Why Every Simple Time Zone Converter With Date Fails When You Actually Need It

Scheduling a meeting across oceans should be easy. It isn't. You find a time zone converter with date, plug in your local time, and hope the person in Sydney doesn't get a calendar invite for 3:00 AM. We’ve all been there. Most of these tools look like they were designed in 1998, and honestly, they often ignore the one thing that actually breaks your schedule: the date.

Time is messy.

If you're looking at a clock in New York on a Saturday night, it’s already Sunday in Tokyo. That seems obvious. But when you factor in the weirdness of the International Date Line and the fact that different countries change their clocks on different weekends, things get hairy. A basic converter that doesn't account for the specific calendar day is basically a paperweight. You need to know if that "Friday deadline" is actually Thursday for you or Saturday for them.

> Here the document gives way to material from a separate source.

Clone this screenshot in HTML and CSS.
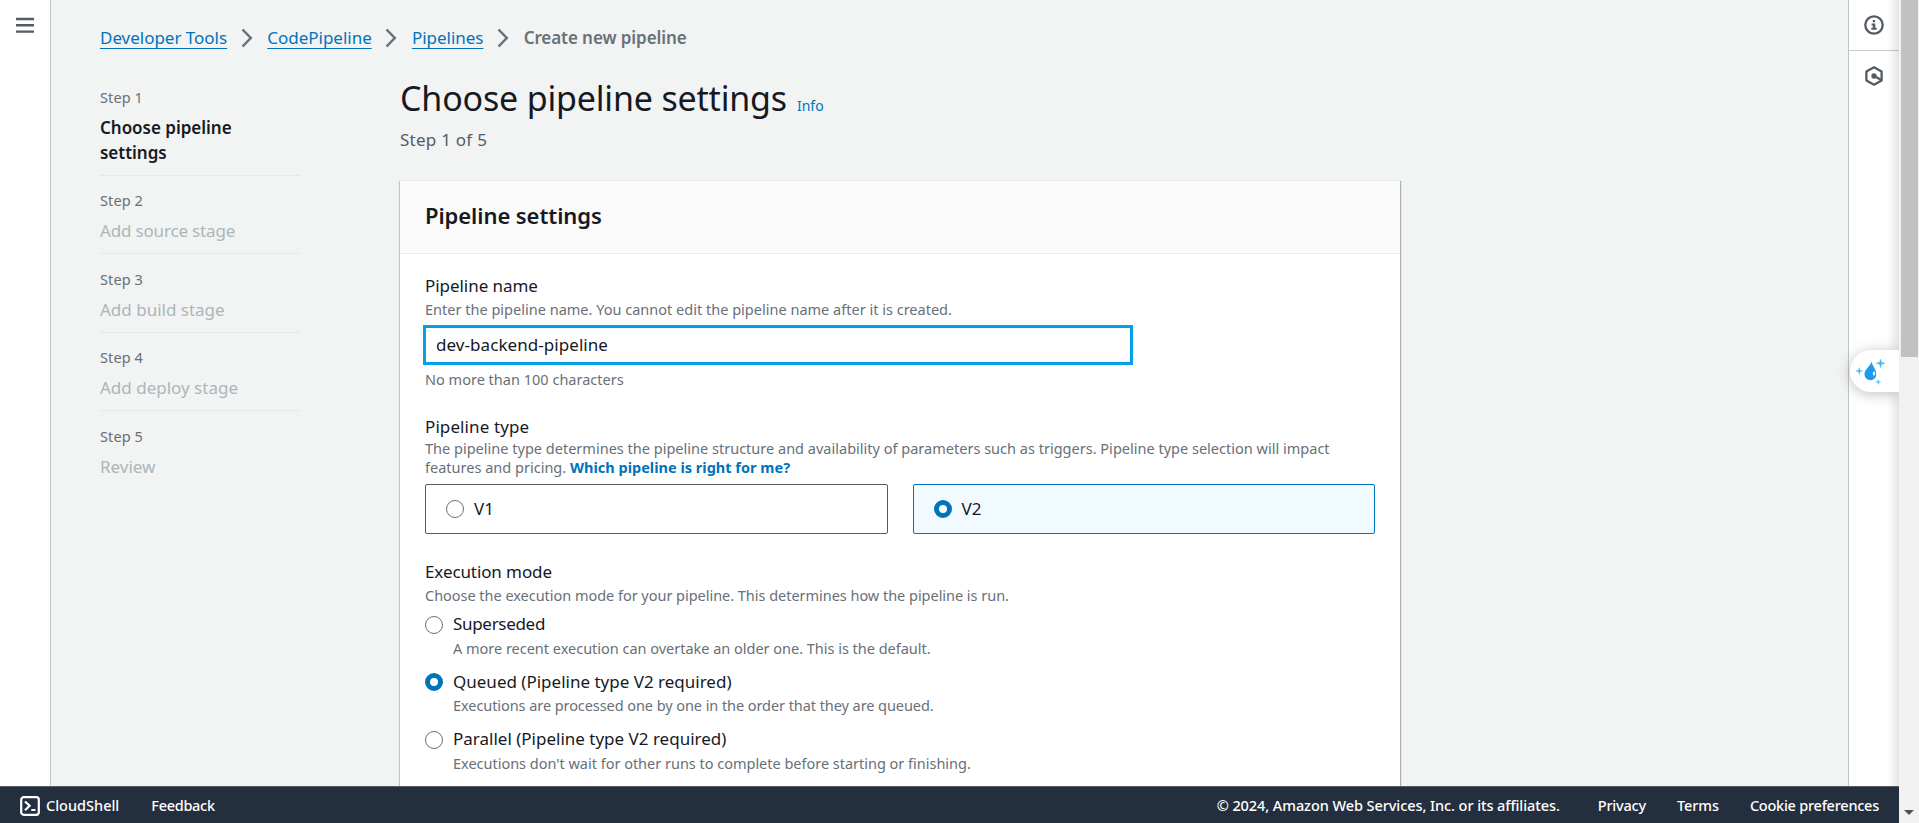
FILE: index.html
```html
<!DOCTYPE html>
<html lang="en">
<head>
<meta charset="utf-8">
<title>Create new pipeline</title>
<link rel="stylesheet" href="styles.css">
</head>
<body>
<div class="window">
  <div class="app">
    <div class="workspace">
      <nav class="rail rail-left">
        <svg class="icon" width="18" height="18" viewBox="0 0 18 18"><path d="M0 2h18M0 8.2h18M0 14.6h18" stroke="#545b64" stroke-width="2.4"/></svg>
      </nav>
      <main class="main">
        <div class="breadcrumb">
          <a class="crumb">Developer Tools</a>
          <svg width="12" height="20" viewBox="0 0 12 20"><path d="M1.5 1.5 9.8 10l-8.300 8.500" fill="none" stroke="#687078" stroke-width="2.5"/></svg>
          <a class="crumb">CodePipeline</a>
          <svg width="12" height="20" viewBox="0 0 12 20"><path d="M1.5 1.5 9.8 10l-8.300 8.500" fill="none" stroke="#687078" stroke-width="2.5"/></svg>
          <a class="crumb">Pipelines</a>
          <svg width="12" height="20" viewBox="0 0 12 20"><path d="M1.5 1.5 9.8 10l-8.300 8.500" fill="none" stroke="#687078" stroke-width="2.5"/></svg>
          <span class="crumb-current">Create new pipeline</span>
        </div>
        <div class="columns">
          <ol class="steps">
            <li class="step step-active"><div class="step-label">Step 1</div><div class="step-name">Choose pipeline settings</div></li>
            <li class="step"><div class="step-label">Step 2</div><div class="step-name tight">Add source stage</div></li>
            <li class="step"><div class="step-label">Step 3</div><div class="step-name">Add build stage</div></li>
            <li class="step"><div class="step-label">Step 4</div><div class="step-name">Add deploy stage</div></li>
            <li class="step"><div class="step-label">Step 5</div><div class="step-name">Review</div></li>
          </ol>
          <div class="content">
            <div class="title-row"><h1 class="title">Choose pipeline settings</h1><a class="info">Info</a></div>
            <div class="subtitle">Step 1 of 5</div>
            <section class="card">
              <header class="card-header"><h2 class="card-title">Pipeline settings</h2></header>
              <div class="card-body">
                <div class="field">
                  <div class="label">Pipeline name</div>
                  <div class="hint">Enter the pipeline name. You cannot edit the pipeline name after it is created.</div>
                  <div class="input">dev-backend-pipeline</div>
                  <div class="hint constraint">No more than 100 characters</div>
                </div>
                <div class="field type-field">
                  <div class="label type-label">Pipeline type</div>
                  <div class="hint type-hint">The pipeline type determines the pipeline structure and availability of parameters such as triggers. Pipeline type selection will impact<br>features and pricing. <a class="help-link">Which pipeline is right for me?</a></div>
                  <div class="tiles">
                    <div class="tile"><span class="radio"></span><span class="tile-name">V1</span></div>
                    <div class="tile tile-selected"><span class="radio radio-on"></span><span class="tile-name">V2</span></div>
                  </div>
                </div>
                <div class="field mode-field">
                  <div class="label mode-label">Execution mode</div>
                  <div class="hint mode-hint">Choose the execution mode for your pipeline. This determines how the pipeline is run.</div>
                  <div class="options">
                    <div class="option"><span class="radio"></span><div><div class="option-name name-tight">Superseded</div><div class="hint option-hint">A more recent execution can overtake an older one. This is the default.</div></div></div>
                    <div class="option"><span class="radio radio-on"></span><div><div class="option-name">Queued (Pipeline type V2 required)</div><div class="hint option-hint hint-tight">Executions are processed one by one in the order that they are queued.</div></div></div>
                    <div class="option"><span class="radio"></span><div><div class="option-name">Parallel (Pipeline type V2 required)</div><div class="hint option-hint">Executions don't wait for other runs to complete before starting or finishing.</div></div></div>
                  </div>
                </div>
              </div>
            </section>
          </div>
        </div>
      </main>
      <aside class="rail rail-right">
        <div class="rail-cell rail-cell-line">
          <svg class="icon" width="20" height="20" viewBox="0 0 20 20"><circle cx="10" cy="10" r="8.700" fill="none" stroke="#545b64" stroke-width="2.300"/><path d="M8.800 5h2.400v2.200H8.800zM7.600 8.400h3.700v4.400h1.400v2H7.300v-2h1.500v-2.400H7.600z" fill="#545b64"/></svg>
        </div>
        <div class="rail-cell rail-cell-hex">
          <svg class="icon" width="20" height="20" viewBox="0 0 20 20"><path d="M10 1.300 17.600 5.600v8.800L10 18.700 2.400 14.400V5.600z" fill="none" stroke="#545b64" stroke-width="2.300" stroke-linejoin="round"/><circle cx="10" cy="10" r="2.700" fill="#545b64"/><path d="m10 10 7.500 4" stroke="#545b64" stroke-width="2.300"/></svg>
        </div>
      </aside>
      <div class="assist">
        <svg width="32" height="30" viewBox="0 0 32 30"><path d="M16.500 3.500C17.500 8 21.300 11.500 21.300 16.200a5.900 6 0 0 1-11.800 0C9.500 11 15.500 8.500 16.500 3.500z" fill="#1d9bf0"/><path d="M19 13.300c1.800 1.500 1.500 3.900-.2 4.400-1.500-.8-1.300-3.200.2-4.400z" fill="#fff"/><path d="m25.500 1 1 3.300 3.700 1-3.700 1-1 3.600-1-3.600-3.600-1 3.600-1zM4.200 9.500l.8 2.700 2.700.8-2.700.8-.8 2.700-.8-2.700L.7 13l2.700-.8zM23.300 21.500l.6 1.900 1.900.6-1.900.6-.6 1.900-.6-1.900-1.900-.6 1.900-.6z" fill="#42b8f5" stroke="#42b8f5" stroke-width=".3"/></svg>
      </div>
    </div>
    <footer class="footer">
      <span class="shell"><svg width="20" height="20" viewBox="0 0 20 20"><rect x="1.200" y="1.200" width="17.600" height="17.600" rx="2.500" fill="none" stroke="#fff" stroke-width="2.200"/><path d="m5 5.500 4.600 4.300L5 14.200M11.300 14h4.200" fill="none" stroke="#fff" stroke-width="2.200"/></svg>CloudShell</span>
      <span class="feedback">Feedback</span>
      <span class="copyright">© 2024, Amazon Web Services, Inc. or its affiliates.</span>
      <span class="privacy">Privacy</span>
      <span class="terms">Terms</span>
      <span class="cookies">Cookie preferences</span>
    </footer>
  </div>
  <div class="scrollbar"><div class="thumb"></div><div class="arrow"></div></div>
</div>
</body>
</html>
```
FILE: styles.css
```css
* { box-sizing: border-box; }
body {
  margin: 0;
  font: 400 17px/25px "Noto Sans", sans-serif;
  color: #16191f;
  background: #f2f3f3;
  overflow: hidden;
}
h1, h2, ol { margin: 0; padding: 0; list-style: none; }
svg { display: block; flex: none; }
.window { display: flex; width: 100vw; height: 100vh; overflow: hidden; }
.app { flex: 1; min-width: 0; display: flex; flex-direction: column; }
.workspace { flex: 1; min-height: 0; display: flex; position: relative; overflow: hidden; }

.rail { flex: none; background: #fff; position: relative; z-index: 1; }
.rail-left { width: 51px; padding: 17px 0 0 16px; border-right: 1px solid #bfc6c7; }
.rail-right { width: 51px; border-left: 1px solid #bfc6c7; }
.rail-right::after {
  content: "";
  position: absolute;
  inset: 0 0 0 auto;
  width: 12px;
  background: linear-gradient(to right, rgba(0,0,0,0), rgba(0,0,0,.1));
}
.rail-cell { height: 51px; display: flex; align-items: center; justify-content: center; }
.rail-cell-line { border-bottom: 1px solid #c4cfcf; }
.rail-cell-hex { height: 50px; }

.main { flex: 1; min-width: 0; padding: 25px 0 0 49px; }
.breadcrumb { display: flex; align-items: center; height: 25px; white-space: nowrap; }
.breadcrumb svg { margin: 0 14.5px 0 13.7px; }
.crumb {
  color: #0073bb;
  letter-spacing: -.02px;
  text-decoration: underline;
  text-decoration-thickness: 1px;
  text-underline-offset: 4px;
  text-decoration-skip-ink: none;
}
.crumb-current { font-weight: 600; color: #687078; letter-spacing: -.08px; }

.columns { display: flex; gap: 100px; }
.steps { width: 200px; flex: none; padding-top: 37px; }
.step { padding-bottom: 10px; border-bottom: 1px solid #e6e9e9; margin-bottom: 14.6px; }
.step:first-child { margin-bottom: 14px; }
.step:last-child { border: 0; }
.step-label { font-size: 14.5px; line-height: 20px; letter-spacing: .1px; color: #687078; margin-bottom: 8px; }
.step-name { color: #aab7b8; }
.tight { letter-spacing: -.17px; }
.step-active .step-name { font-weight: 600; color: #16191f; letter-spacing: -.02px; }

.content { width: 1000px; padding-top: 26px; }
.title-row { display: flex; align-items: baseline; gap: 10px; height: 45px; }
.title { font-size: 34px; line-height: 45px; font-weight: 400; letter-spacing: -.18px; }
.info { font-size: 14px; color: #0073bb; }
.subtitle { margin-top: 6px; color: #545b64; letter-spacing: .25px; }
.card {
  margin: 28px 0 0;
  height: 700px;
  background: #fff;
  border-top: 1px solid #eaeded;
  box-shadow: 1px 1px 1px 0 rgba(0,28,36,.3), -1px 1px 1px 0 rgba(0,28,36,.2);
}
.card-header { height: 73px; padding: 19px 25px 0; background: #fafafa; border-bottom: 1px solid #eaeded; }
.card-title { font-size: 22px; line-height: 30px; font-weight: 600; letter-spacing: -.07px; }
.card-body { padding: 19px 25px 0; white-space: nowrap; }
.label { letter-spacing: -.05px; }
.hint { font-size: 14.5px; line-height: 20px; color: #687078; padding-top: 1px; letter-spacing: .01px; }
.input {
  width: 710px;
  height: 40px;
  margin: 6px 0 0 -2px;
  padding: 4px 0 0 10px;
  border: 3px solid #00a1e9;
  letter-spacing: .06px;
}
.constraint { padding-top: 4px; }
.type-field { margin-top: 25px; }
.type-label { letter-spacing: .1px; }
.type-hint { line-height: 19px; padding-top: 0; }
.help-link { color: #0073bb; font-weight: 700; }
.tiles { display: flex; gap: 25px; margin-top: 7px; }
.tile {
  flex: 1;
  display: flex;
  align-items: center;
  gap: 10px;
  height: 50px;
  padding: 0 0 0 20px;
  border: 1px solid #545b64;
  border-radius: 2px;
}
.tile-name { padding-bottom: 2px; }
.tile-selected { border-color: #0073bb; background: #f1faff; }
.radio { flex: none; width: 18px; height: 18px; border: 1.5px solid #687078; border-radius: 50%; background: #fff; }
.radio-on { border: 5.5px solid #0073bb; }
.mode-field { margin-top: 25px; }
.mode-label { letter-spacing: -.1px; }
.mode-hint { letter-spacing: -.03px; }
.options { margin-top: 6px; }
.option { display: flex; gap: 10px; height: 57.5px; }
.option .radio { margin-top: 4.500px; }
.option-hint { padding-top: 2px; letter-spacing: -.015px; }
.hint-tight { letter-spacing: -.07px; padding-top: 1.500px; }
.name-tight { letter-spacing: -.31px; }

.footer {
  flex: none;
  display: flex;
  align-items: center;
  height: 37px;
  padding: 1px 20px 0;
  background: #232f3e;
  border-top: 1px solid #545b64;
  color: #fff;
  font-size: 14.5px;
  font-weight: 500;
  white-space: nowrap;
}
.shell { display: flex; align-items: center; gap: 6px; margin-right: 32px; }
.feedback { letter-spacing: -.3px; }
.copyright { margin-left: auto; letter-spacing: -.08px; }
.privacy { margin-left: 38px; letter-spacing: -.2px; }
.terms { margin-left: 31px; letter-spacing: -.1px; }
.cookies { margin-left: 31px; letter-spacing: -.24px; }

.assist {
  position: absolute;
  right: 0;
  top: 350px;
  z-index: 2;
  width: 49px;
  height: 42px;
  padding: 8px 0 0 5px;
  border-radius: 21px 0 0 21px;
  background: #fff;
  box-shadow: 0 2px 14px rgba(0,0,0,.25);
}
.scrollbar { flex: none; width: 20px; background: #f1f1f1; display: flex; flex-direction: column; justify-content: space-between; align-items: center; }
.thumb { width: 17px; height: 357px; background: #c1c1c1; }
.arrow { margin-bottom: 8px; border: 5px solid transparent; border-top-color: #505050; border-bottom: 0; }
```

The Daylight Savings Trap Most People Fall Into

Most people think time zones are fixed. They aren't. They’re political.

Take the United States and the United Kingdom. They both use Daylight Saving Time (DST), but they don't switch on the same day. There is a "dead zone" every March and October where the gap between New York and London shrinks or grows by an hour. If you use a time zone converter with date functionality, it catches this. If you just Google "time difference London NY," you might get the current offset, which is useless if you're trying to book a flight for three weeks from now.

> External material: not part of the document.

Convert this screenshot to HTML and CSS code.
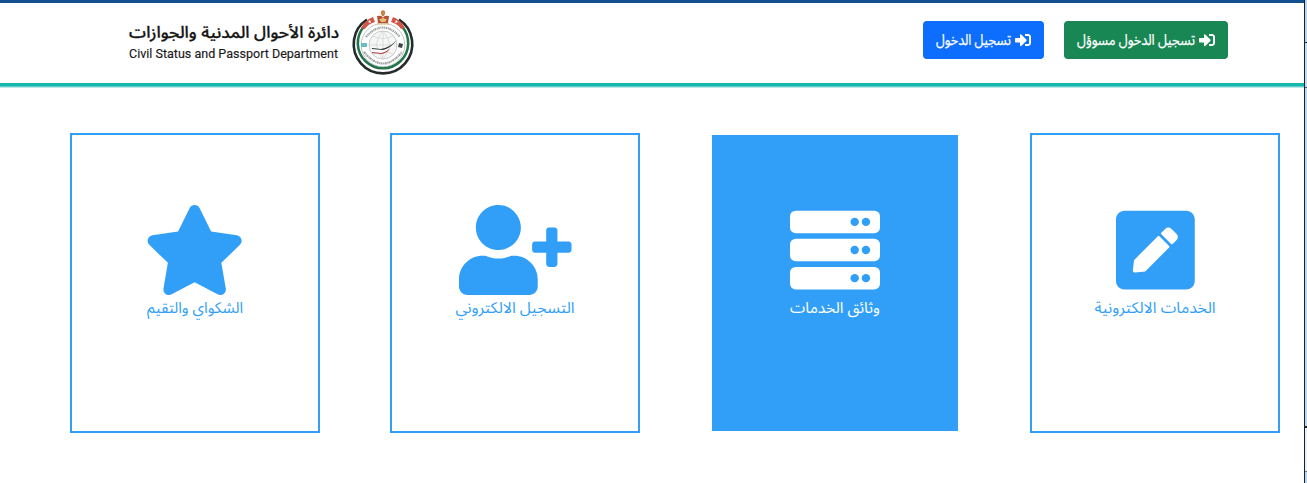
FILE: index.html
```html
<!DOCTYPE html>
<html lang="ar">
<head>
<meta charset="utf-8">
<title>دائرة الأحوال المدنية والجوازات</title>
<link rel="stylesheet" href="styles.css">
</head>
<body>
<div class="window">
  <div class="page">
    <header class="header">
      <div class="brand">
        <svg class="brand-name" width="212" height="46" viewBox="0 0 212 46">
          <text class="brand-ar" x="106" y="19" text-anchor="middle" textLength="210" lengthAdjust="spacingAndGlyphs">دائرة الأحوال المدنية والجوازات</text>
          <text class="brand-en" x="1" y="39" textLength="209" lengthAdjust="spacingAndGlyphs">Civil Status and Passport Department</text>
        </svg>
        <svg class="emblem" width="62" height="66" viewBox="0 0 62 66">
          <g fill="none">
            <path d="M15 9.5A29.3 29.3 0 1 0 47 9.5" stroke="#252b2c" stroke-width="2.6"/>
            <path d="M12 16.5A25.2 25.2 0 1 0 50 16.5" stroke="#23744a" stroke-width="2.6"/>
            <circle cx="31" cy="35" r="21.8" stroke="#a9aeae" stroke-width=".7"/>
            <circle cx="31" cy="35" r="14" fill="#f5f6f6" stroke="#bbb" stroke-width=".8"/>
            <path d="M17 35h28M31 21v28M21 26q10 5 20 0M21 44q10-5 20 0M31 21q-13 14 0 28M31 21q13 14 0 28" stroke="#d0d3d3" stroke-width=".7"/>
          </g>
          <path d="M9 18q4-8 12-11l2 5q-7 2-10 7zM53 18q-4-8-12-11l-2 5q7 2 10 7z" fill="#d05648"/>
          <path d="M16 12l2-2 1 3zM46 12l-2-2-1 3z" fill="#fff"/>
          <path d="M25 6q3-1 6 1 3-2 6-1l-1 7H26z" fill="#b84e35"/>
          <path d="M29 4q-1-3 2-4 3 1 2 4l-1 2h-2z" fill="#c98343"/>
          <path d="M27 9h2l2-2 2 2h2l-2 3h-4z" fill="#e2c077"/>
          <path d="M25 14h12" stroke="#d5b56d"/>
          <path d="M20 38l10 1q7-1 15-9-4 9-14 13l-11-1z" fill="#fff"/>
          <path d="M20 38l9 1q8-1 16-9-6 8-14 10l-11-1z" fill="#28322f"/>
          <path d="M20 42l9 1q6-1 10-6-4 7-10 7l-9-1z" fill="#bb3e3e"/>
          <path d="M9 33h6v4H9z" fill="#69bcc4"/>
          <path d="M47 33l4 1-1 4-4-1z" fill="#3b4542"/>
          <g fill="none" stroke="#68716e" stroke-width="2.2" opacity=".65">
            <path d="M14 27q17-19 34 0" stroke-dasharray="1.5 .7 1 .6"/>
            <path d="M12 42q19 23 38 0" stroke-dasharray="2 .6 1 .5"/>
          </g>
        </svg>
      </div>
      <nav class="actions">
        <button class="btn btn-primary">
          <svg width="75" height="24"><text x="37.5" y="17" text-anchor="middle" textLength="75" lengthAdjust="spacingAndGlyphs">تسجيل الدخول</text></svg>
          <svg class="sign-in" viewBox="0 0 512 512"><path d="M416 448h-84c-6.6 0-12-5.4-12-12v-40c0-6.6 5.4-12 12-12h84c17.7 0 32-14.3 32-32V160c0-17.7-14.3-32-32-32h-84c-6.6 0-12-5.4-12-12V76c0-6.6 5.4-12 12-12h84c53 0 96 43 96 96v192c0 53-43 96-96 96zm-47-201L201 79c-15-15-41-4.5-41 17v96H24c-13.3 0-24 10.7-24 24v96c0 13.3 10.7 24 24 24h136v96c0 21.5 26 32 41 17l168-168c9.3-9.4 9.3-24.6 0-34z"/></svg>
        </button>
        <button class="btn btn-success">
          <svg width="118" height="24"><text x="59" y="17" text-anchor="middle" textLength="118" lengthAdjust="spacingAndGlyphs">تسجيل الدخول مسوؤل</text></svg>
          <svg class="sign-in" viewBox="0 0 512 512"><path d="M416 448h-84c-6.6 0-12-5.4-12-12v-40c0-6.6 5.4-12 12-12h84c17.7 0 32-14.3 32-32V160c0-17.7-14.3-32-32-32h-84c-6.6 0-12-5.4-12-12V76c0-6.6 5.4-12 12-12h84c53 0 96 43 96 96v192c0 53-43 96-96 96zm-47-201L201 79c-15-15-41-4.5-41 17v96H24c-13.3 0-24 10.7-24 24v96c0 13.3 10.7 24 24 24h136v96c0 21.5 26 32 41 17l168-168c9.3-9.4 9.3-24.6 0-34z"/></svg>
        </button>
      </nav>
    </header>
    <main class="cards">
      <a class="card">
        <svg class="icon" viewBox="0 0 576 512"><path d="M259.3 17.8L194 150.2 47.9 171.5c-26.2 3.8-36.7 36.1-17.7 54.6l105.7 103-25 145.5c-4.5 26.3 23.2 46 46.4 33.7L288 439.6l130.7 68.7c23.2 12.2 50.9-7.4 46.4-33.7l-25-145.5 105.7-103c19-18.5 8.5-50.8-17.7-54.6L382 150.2 316.7 17.8c-11.7-23.6-45.6-23.9-57.4 0z"/></svg>
        <svg class="label" width="130" height="26"><text x="65" y="18" text-anchor="middle" textLength="96" lengthAdjust="spacingAndGlyphs">الشكواي والتقيم</text></svg>
      </a>
      <a class="card">
        <svg class="icon" viewBox="0 0 640 512"><path d="M624 208h-64v-64c0-8.8-7.2-16-16-16h-32c-8.8 0-16 7.2-16 16v64h-64c-8.8 0-16 7.2-16 16v32c0 8.8 7.2 16 16 16h64v64c0 8.8 7.2 16 16 16h32c8.8 0 16-7.2 16-16v-64h64c8.8 0 16-7.2 16-16v-32c0-8.8-7.2-16-16-16zm-400 48c70.7 0 128-57.3 128-128S294.7 0 224 0 96 57.3 96 128s57.3 128 128 128zm89.6 32h-16.7c-22.2 10.2-46.9 16-72.9 16s-50.6-5.8-72.9-16h-16.7C60.2 288 0 348.2 0 422.4V464c0 26.5 21.5 48 48 48h352c26.5 0 48-21.5 48-48v-41.6c0-74.2-60.2-134.4-134.4-134.4z"/></svg>
        <svg class="label" width="130" height="26"><text x="65" y="18" text-anchor="middle" textLength="119" lengthAdjust="spacingAndGlyphs">التسجيل الالكتروني</text></svg>
      </a>
      <a class="card card-active">
        <svg class="icon" viewBox="0 0 512 512">
          <rect y="32" width="512" height="128" rx="32"/>
          <rect y="192" width="512" height="128" rx="32"/>
          <rect y="352" width="512" height="128" rx="32"/>
          <g class="lights"><circle cx="368" cy="96" r="24"/><circle cx="432" cy="96" r="24"/><circle cx="368" cy="256" r="24"/><circle cx="432" cy="256" r="24"/><circle cx="368" cy="416" r="24"/><circle cx="432" cy="416" r="24"/></g>
        </svg>
        <svg class="label" width="130" height="26"><text x="65" y="18" text-anchor="middle" textLength="90" lengthAdjust="spacingAndGlyphs">وثائق الخدمات</text></svg>
      </a>
      <a class="card">
        <svg class="icon" viewBox="0 0 448 512"><path d="M400 480H48c-26.5 0-48-21.5-48-48V80c0-26.5 21.5-48 48-48h352c26.5 0 48 21.5 48 48v352c0 26.5-21.5 48-48 48zM238.1 177.9L102.4 313.6l-6.3 57.1c-.8 7.6 5.6 14.1 13.3 13.3l57.1-6.3L302.2 242c2.3-2.3 2.3-6.1 0-8.5L246.7 178c-2.5-2.4-6.3-2.4-8.6-.1zM345 165.1L314.9 135c-9.4-9.4-24.6-9.4-33.9 0l-23.1 23.1c-2.3 2.3-2.3 6.1 0 8.5l55.5 55.5c2.3 2.3 6.1 2.3 8.5 0L345 199c9.3-9.3 9.3-24.5 0-33.9z"/></svg>
        <svg class="label" width="130" height="26"><text x="65" y="18" text-anchor="middle" textLength="121" lengthAdjust="spacingAndGlyphs">الخدمات الالكترونية</text></svg>
      </a>
    </main>
  </div>
  <div class="window-edge"></div>
</div>
</body>
</html>
```
FILE: styles.css
```css
* { box-sizing: border-box; }
body {
  margin: 0;
  background: #fff;
  font-family: "Noto Sans Arabic", "DejaVu Sans", sans-serif;
  overflow: hidden;
}
svg { display: block; flex: none; overflow: visible; }
text { fill: currentColor; }
.window { display: flex; height: 483px; }
.page { width: 1304px; flex: none; border-top: 3px solid #124f91; }
.window-edge {
  width: 3px;
  border-left: 1px solid #17202b;
  background: linear-gradient(#b9d5ef 0 42px, #243447 42px 43px, #c3dcf4 43px 87px, #4b6680 87px 88px, #bad9f5 88px 426px, #222 426px 428px, #e5f0fa 428px 471px, #718393 471px 472px, #b8d8f4 472px);
}
.header {
  display: flex;
  justify-content: space-between;
  height: 80px;
  padding: 0 76px 0 128px;
  box-shadow: 0 3px 0 #16b8b0, 0 4px 0 #5accc6, 0 5px 0 #bdebe8;
  background: #fff;
}
.brand { display: flex; gap: 12px; padding-top: 7px; }
.brand-name { margin-top: 9px; }
.brand-ar { font-size: 16px; font-weight: 500; fill: #151515; stroke: #151515; stroke-width: .3px; }
.brand-en { font-family: Roboto, sans-serif; font-size: 12px; font-weight: 400; fill: #1a1a1a; stroke: #1a1a1a; stroke-width: .15px; }
.actions { display: flex; align-items: flex-start; gap: 20px; padding-top: 18px; }
.btn {
  display: flex;
  align-items: center;
  gap: 4px;
  height: 38px;
  padding: 0 13px;
  border: 0;
  border-radius: 4px;
  color: #fff;
  font: 15px "Noto Sans Arabic", "DejaVu Sans", sans-serif;
}
.btn text { stroke: currentColor; stroke-width: .25px; }
.btn-primary { background: #0d6efd; }
.btn-success { background: #198754; }
.sign-in { width: 16px; height: 16px; fill: currentColor; }
.cards { display: flex; gap: 70px; padding: 50px 0 0 70px; }
.card {
  display: flex;
  flex-direction: column;
  align-items: center;
  width: 250px;
  height: 300px;
  padding-top: 70px;
  border: 2px solid #319ff7;
  color: #319ff7;
  font-size: 15.5px;
}
.card-active {
  border-color: #fff;
  background: #319ff7;
  background-clip: padding-box;
  color: #fff;
}
.icon { height: 90px; fill: currentColor; }
.lights { fill: #319ff7; }
```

It’s a nightmare for international business. I remember a case where a legal filing was missed because the team used a static offset. They forgot that the UK moves its clocks forward on the last Sunday of March, while the US does it on the second Sunday. That two-week window creates a massive amount of "I thought we said 9:00 AM" emails.

Why the "Date" Part of the Keyword Matters

The date isn't just about the day of the week. It’s about the specific rules governing that slice of time. Time zones are defined by the IANA Time Zone Database (often called the Olson database). This is a massive, community-maintained map of every time zone change in history.

When you use a high-quality time zone converter with date, the software isn't just doing simple math like $x + 5$. It is actually querying a database to see what the specific law was in, say, Cairo on October 12, 2023. Did the Egyptian government decide to scrap DST that year? (They actually did bring it back in 2023 after a seven-year hiatus).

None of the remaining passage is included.